Electronic structure of the sulfonyl and phosphonyl groups: a computational and crystallographic study.

A computational and X-ray crystallographic investigation of the electronic and geometric structures of a range of sulfonyl (-SO(2)-) and phosphonyl (-PO(2)--) containing species was undertaken to investigate the nature of valency and bonding in these functional groups. The traditional representation of sulfonyl and phosphonyl species is with octet-violating Lewis structures, which require d-orbital participation at the central atom. However, computational studies cast serious doubt upon this bonding model. In this work, we have employed NBO/NRT analysis to investigate hybridization, atomic formal charges, donor-acceptor interactions, and resonance structure contributions.
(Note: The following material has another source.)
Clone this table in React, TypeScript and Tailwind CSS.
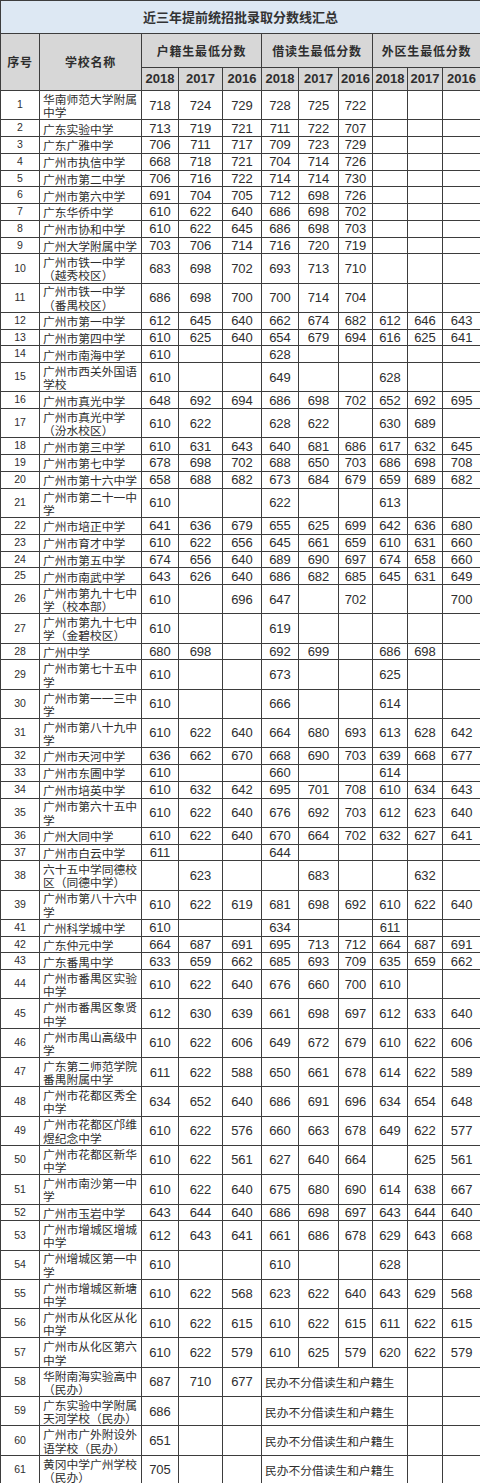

Our results predict that within sulfonyl and phosphonyl systems, bonding interactions are highly polarized, of the form X+-Y- (X = P, S), and possess additional contributions from reciprocal n --> sigma* interactions where substituents off sulfur or phosphorus simultaneously act as donors and acceptors. Experimental evidence for the proposed bonding arrangement is provided for the sulfonyl functional group through a series of low-temperature X-ray structure correlations for sulfate monoesters, sulfamates, and methanesulfonates. Examination of changes to bond lengths and geometries upon substituent variation support the computational results. Together, our studies lend support for a bonding network in sulfonyl and phosphonyl groups composed of polar interactions augmented with reciprocal hyperconjugative bonding, which does not necessitate significant d-orbital participation nor formal octet violation at the central sulfur or phosphorus.